The United States is Colombia’s largest trading partner, and Colombia was the 21st largest market for U.S. exports in 2018. U.S. exports to Colombia in 2018 were valued at USD 15.2 billion, an increase of 13 percent compared to the prior year. Due to Colombia’s close political ties and geographic proximity to the United States and Colombians’ appreciation for the quality and reliability of U.S products, consumers in Colombia generally have a preference for U.S. products and services. However, Colombia is a price-sensitive market and price often dictates purchasing decisions. Consequently, Chinese products are increasingly capturing market share and China is now Colombia’s second largest source of imports after the United States. China mainly buys commodities from Colombia such as petroleum and coal and is now Colombia’s second largest export market, with 2018 exports almost doubling in value over the previous year to reach USD four billion. The United States, however, is still the largest importer of Colombian products and imported over USD 10 billion in 2018.

In terms of Foreign Direct Investment, China has not made inroads in Colombia to the same extent it has elsewhere in the region, where Chinese firms are dominant players in energy and infrastructure projects.

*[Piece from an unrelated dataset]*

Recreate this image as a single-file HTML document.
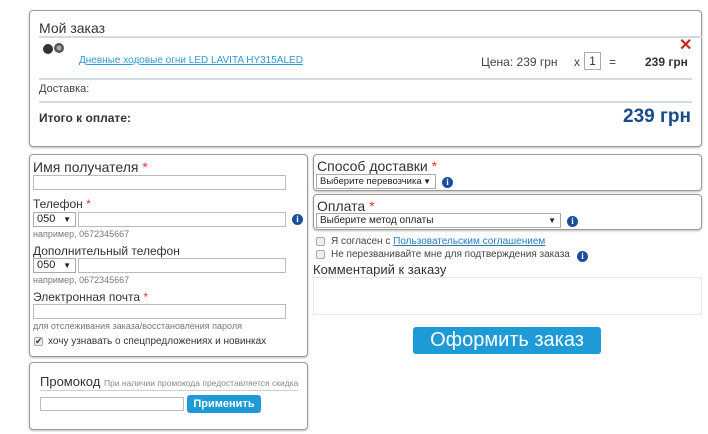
<!DOCTYPE html>
<html><head><meta charset="utf-8"><style>
*{box-sizing:border-box;margin:0;padding:0}
body{width:708px;height:434px;background:#fff;font-family:"Liberation Sans",Arial,sans-serif;color:#333;position:relative;overflow:hidden}
.a{position:absolute;white-space:nowrap}
.box{position:absolute;border:1px solid #999;border-radius:4px;box-shadow:0 1px 2px #bbb}
.line{position:absolute;height:2px;background:#d4dae3}
.inp{position:absolute;border:1px solid #bbb;background:#fff;height:15px}
.sel{position:absolute;border:1px solid #aaa;background:#fff;height:15px;font-size:11px;color:#222;padding-left:3px;line-height:13px}
.sel b{position:absolute;right:4px;top:0;font-size:8px}
.st{color:#e33}
.info{position:absolute;width:11px;height:11px;border-radius:50%;background:#1a4d9b;color:#fff;font:bold 9px/11px "Liberation Serif",serif;text-align:center}
.lbl{font-size:12px;color:#333}
.hint{font-size:9px;color:#777}
.cb{position:absolute;width:9px;height:9px;border:1px solid #aaa;background:#eee;border-radius:2px}
</style></head><body>
<div class="box" style="left:29px;top:10px;width:673px;height:137px"></div>
<div class="a" style="left:39px;top:20px;font-size:14px">Мой заказ</div>
<div class="line" style="left:39px;top:36px;width:663px"></div>
<div class="a" style="left:40px;top:41px;width:28px;height:14px">
<svg width="28" height="14"><circle cx="8" cy="8" r="5" fill="#333"/><circle cx="19" cy="7" r="5" fill="#555"/><circle cx="19" cy="7" r="2.5" fill="#aab"/></svg></div>
<div class="a" style="left:79px;top:55px;font-size:10px;color:#2a9ad6;text-decoration:underline">Дневные ходовые огни LED LAVITA HY315ALED</div>
<div class="a" style="left:679px;top:35px;font-size:16px;font-weight:bold;color:#c22">✕</div>
<div class="a" style="left:481px;top:55px;font-size:12px;color:#444">Цена: 239 грн</div>
<div class="a" style="left:574px;top:55px;font-size:12px;color:#444">x</div>
<div class="a" style="left:584px;top:52px;width:17px;height:18px;border:1px solid #aaa;font-size:12px;text-align:center;line-height:16px">1</div>
<div class="a" style="left:609px;top:55px;font-size:12px;color:#444">=</div>
<div class="a" style="left:645px;top:55px;font-size:12px;font-weight:bold;color:#333">239 грн</div>
<div class="line" style="left:39px;top:78px;width:653px"></div>
<div class="a" style="left:39px;top:83px;font-size:11px;color:#444">Доставка:</div>
<div class="line" style="left:39px;top:101px;width:653px"></div>
<div class="a" style="left:39px;top:111px;font-size:12px;font-weight:bold">Итого к оплате:</div>
<div class="a" style="left:623px;top:106px;font-size:19px;font-weight:bold;color:#1a4a8a">239 грн</div>

<div class="box" style="left:29px;top:154px;width:279px;height:203px"></div>
<div class="a" style="left:33px;top:159px;font-size:14px">Имя получателя <span class="st">*</span></div>
<div class="inp" style="left:33px;top:175px;width:253px"></div>
<div class="a lbl" style="left:33px;top:197px">Телефон <span class="st">*</span></div>
<div class="sel" style="left:33px;top:212px;width:43px">050<b>▼</b></div>
<div class="inp" style="left:78px;top:212px;width:208px"></div>
<div class="info" style="left:292px;top:214px">i</div>
<div class="a hint" style="left:33px;top:229px">например, 0672345667</div>
<div class="a lbl" style="left:33px;top:244px">Дополнительный телефон</div>
<div class="sel" style="left:33px;top:258px;width:43px">050<b>▼</b></div>
<div class="inp" style="left:78px;top:258px;width:208px"></div>
<div class="a hint" style="left:33px;top:275px">например, 0672345667</div>
<div class="a lbl" style="left:33px;top:290px">Электронная почта <span class="st">*</span></div>
<div class="inp" style="left:33px;top:304px;width:253px"></div>
<div class="a hint" style="left:33px;top:321px">для отслеживания заказа/восстановления пароля</div>
<div class="cb" style="left:34px;top:337px;font-size:9px;line-height:7px">✔</div>
<div class="a" style="left:48px;top:336px;font-size:10px">хочу узнавать о спецпредложениях и новинках</div>

<div class="box" style="left:29px;top:362px;width:279px;height:68px"></div>
<div class="a" style="left:40px;top:374px;font-size:13px;color:#333">Промокод <span style="font-size:8.5px;color:#888">При наличии промокода предоставляется скидка</span></div>
<div class="line" style="left:40px;top:390px;width:258px;height:1px;background:#c8d0dc"></div>
<div class="inp" style="left:40px;top:397px;width:144px;height:14px"></div>
<div class="a" style="left:187px;top:395px;width:74px;height:18px;background:#1e9ad6;border-radius:3px;color:#fff;font-size:11px;font-weight:bold;text-align:center;line-height:18px">Применить</div>

<div class="box" style="left:313px;top:154px;width:389px;height:37px"></div>
<div class="a" style="left:317px;top:158px;font-size:14px">Способ доставки <span class="st">*</span></div>
<div class="sel" style="left:316px;top:174px;width:120px;font-size:9.5px">Выберите перевозчика<b>▼</b></div>
<div class="info" style="left:442px;top:177px">i</div>
<div class="box" style="left:313px;top:194px;width:389px;height:36px"></div>
<div class="a" style="left:317px;top:198px;font-size:14px">Оплата <span class="st">*</span></div>
<div class="sel" style="left:316px;top:213px;width:245px;font-size:10px">Выберите метод оплаты<b>▼</b></div>
<div class="info" style="left:567px;top:216px">i</div>
<div class="cb" style="left:316px;top:237px"></div>
<div class="a" style="left:331px;top:236px;font-size:10px;color:#444">Я согласен с <span style="color:#2a7ab6;text-decoration:underline">Пользовательским соглашением</span></div>
<div class="cb" style="left:316px;top:250px"></div>
<div class="a" style="left:331px;top:249px;font-size:10px;color:#444">Не перезванивайте мне для подтверждения заказа</div>
<div class="info" style="left:577px;top:251px">i</div>
<div class="a" style="left:313px;top:262px;font-size:13px">Комментарий к заказу</div>
<div class="a" style="left:313px;top:277px;width:389px;height:38px;border:1px solid #e4e8ee"></div>
<div class="a" style="left:413px;top:327px;width:188px;height:27px;background:#1e9ad6;border-radius:3px;color:#fff;font-size:20px;text-align:center;line-height:27px">Оформить заказ</div>
</body></html>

China’s 2018 FDI flows to Colombia were estimated at USD 32 million, compared to USD 2.5 billion for the United States. Extractive industries such as coal mining and oil and gas exploration and production are the principal areas of U.S. foreign direct investment in Colombia, followed by consumer goods, information technology, franchising, and tourism. Greater investments in Colombian infrastructure projects ranging from roads, airport modernization, port construction and expansion, and major hotel developments are projected over the next 10 years. 

The U.S.-Colombia Trade Promotion Agreement (TPA) entered into force in May 2012 and immediately eliminated import tariffs on 80 percent of U.S. exports of consumer and industrial products to Colombia, with remaining tariffs to be phased out over 10 years. Other provisions include stronger protection for U.S. investors (legal stability), expanded access to service markets, greater intellectual property rights protection, market access for remanufactured goods, and improved dispute settlement mechanisms (arbitration). The Colombian Government has implemented bilateral or multilateral trade agreements with most countries in the Western Hemisphere, including the United States and Canada. Colombia also has trade agreements with the European Union, the Pacific Alliance (Colombia, Chile, Mexico and Peru), South Korea, and an agreement with Panama is pending ratification.

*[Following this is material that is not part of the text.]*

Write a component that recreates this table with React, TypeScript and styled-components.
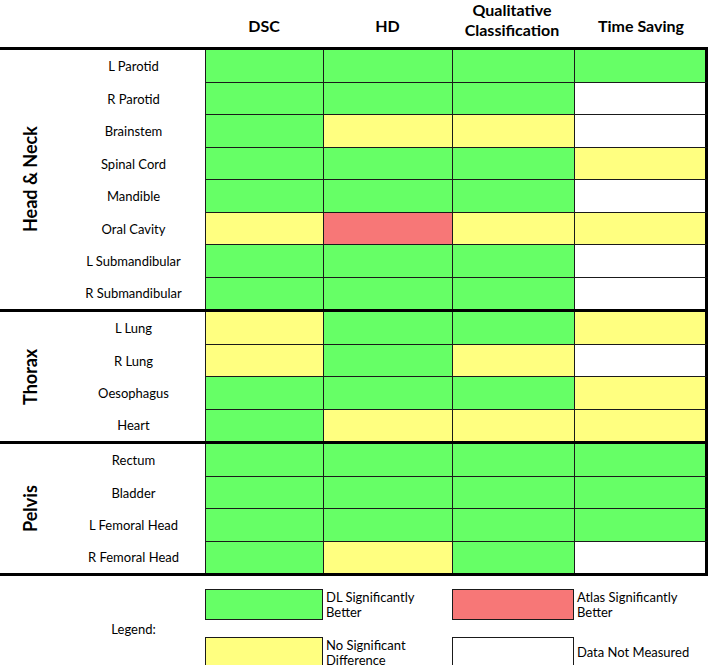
import {FC} from 'react'
import styled, {createGlobalStyle} from 'styled-components'

const GlobalStyle = createGlobalStyle`
  html, body {
    margin: 0;
    padding: 0;
    background: #ffffff;
    overflow: hidden;
  }
  * {
    box-sizing: border-box;
  }
  body {
    font-family: Lato, "Open Sans", "Liberation Sans", sans-serif;
    color: #000000;
  }
`

type Mark = 'G' | 'Y' | 'R' | 'W'

const colors: Record<Mark, string> = {
  G: '#66ff66',
  Y: '#ffff80',
  R: '#f77777',
  W: '#ffffff',
}

const columns = '205px 118px 129px 122px 134px'

const Page = styled.div`
  width: 708px;
`

const Header = styled.div`
  height: 47px;
  display: grid;
  grid-template-columns: ${columns};
`

const HeaderCell = styled.div<{$raise?: boolean}>`
  display: flex;
  align-items: center;
  justify-content: center;
  text-align: center;
  font-weight: 700;
  font-size: 16px;
  line-height: 20px;
  padding-bottom: ${p => (p.$raise ? '11px' : '0')};
  padding-right: ${p => (p.$raise ? '2px' : '0')};
`

const Table = styled.div`
  border-top: 3px solid #000;
`

const Group = styled.div`
  display: flex;
  border-bottom: 3px solid #000;
`

const GroupLabel = styled.div`
  width: 62px;
  flex: 0 0 62px;
  display: flex;
  align-items: center;
  justify-content: center;
  writing-mode: vertical-rl;
  transform: rotate(180deg);
  font-weight: 700;
  font-size: 18px;
  padding-left: 2px;
`

const RowList = styled.div`
  display: flex;
  flex-direction: column;
`

const Row = styled.div`
  display: grid;
  grid-template-columns: 143px 118px 129px 122px 134px;
  height: 32.5px;

  &:last-child {
    height: 31.5px;
  }
`

const RowLabel = styled.div`
  display: flex;
  align-items: center;
  justify-content: center;
  font-size: 13px;
`

const Cell = styled.div<{$mark: Mark}>`
  background: ${p => colors[p.$mark]};
  border-left: 1px solid #1a1a1a;
  border-bottom: 1px solid #1a1a1a;

  ${Row}:last-child & {
    border-bottom: none;
  }

  &:last-child {
    border-right: 3px solid #000;
  }
`

const Legend = styled.div`
  display: grid;
  grid-template-columns: ${columns};
  grid-template-rows: 31px 31px;
  row-gap: 17px;
  padding-top: 13px;
`

const LegendTitle = styled.div`
  grid-row: 1 / 3;
  display: flex;
  align-items: center;
  justify-content: center;
  font-size: 13px;
  padding-left: 62px;
`

const Swatch = styled.div<{$mark: Mark}>`
  background: ${p => colors[p.$mark]};
  border: 1px solid #1a1a1a;
`

const SwatchText = styled.div`
  display: flex;
  align-items: center;
  padding-left: 3px;
  font-size: 13px;
  line-height: 15px;
`

type GroupData = {name: string, rows: [string, string][]}

const groups: GroupData[] = [
  {
    name: 'Head & Neck',
    rows: [
      ['L Parotid', 'GGGG'],
      ['R Parotid', 'GGGW'],
      ['Brainstem', 'GYYW'],
      ['Spinal Cord', 'GGGY'],
      ['Mandible', 'GGGW'],
      ['Oral Cavity', 'YRYY'],
      ['L Submandibular', 'GGGW'],
      ['R Submandibular', 'GGGW'],
    ],
  },
  {
    name: 'Thorax',
    rows: [
      ['L Lung', 'YGGY'],
      ['R Lung', 'YGYW'],
      ['Oesophagus', 'GGGY'],
      ['Heart', 'GYYY'],
    ],
  },
  {
    name: 'Pelvis',
    rows: [
      ['Rectum', 'GGGG'],
      ['Bladder', 'GGGG'],
      ['L Femoral Head', 'GGGG'],
      ['R Femoral Head', 'GYGW'],
    ],
  },
]

const App: FC = () => (
  <Page>
    <GlobalStyle />
    <Header>
      <div />
      <HeaderCell>DSC</HeaderCell>
      <HeaderCell>HD</HeaderCell>
      <HeaderCell $raise>Qualitative<br />Classification</HeaderCell>
      <HeaderCell>Time Saving</HeaderCell>
    </Header>
    <Table>
      {groups.map(group => (
        <Group key={group.name}>
          <GroupLabel>{group.name}</GroupLabel>
          <RowList>
            {group.rows.map(([label, marks]) => (
              <Row key={label}>
                <RowLabel>{label}</RowLabel>
                {marks.split('').map((m, i) => (
                  <Cell key={i} $mark={m as Mark} />
                ))}
              </Row>
            ))}
          </RowList>
        </Group>
      ))}
    </Table>
    <Legend>
      <LegendTitle>Legend:</LegendTitle>
      <Swatch $mark="G" />
      <SwatchText>DL Significantly<br />Better</SwatchText>
      <Swatch $mark="R" />
      <SwatchText>Atlas Significantly<br />Better</SwatchText>
      <Swatch $mark="Y" />
      <SwatchText>No Significant<br />Difference</SwatchText>
      <Swatch $mark="W" />
      <SwatchText>Data Not Measured</SwatchText>
    </Legend>
  </Page>
)

export default App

Colombia has five commercial hubs in the country: Bogota, Medellin, Cali, Barranquilla, and Cartagena. In contrast, most Latin American countries have only one or two major cities, while Colombia offers U.S exporters access to multiple commercial hubs, each of which has its own American Chamber of Commerce. While these cities and many other secondary cities offer unique market opportunities, they are close enough via air routes that it is common to have one partner (agent, distributer, or representative) cover the entire country.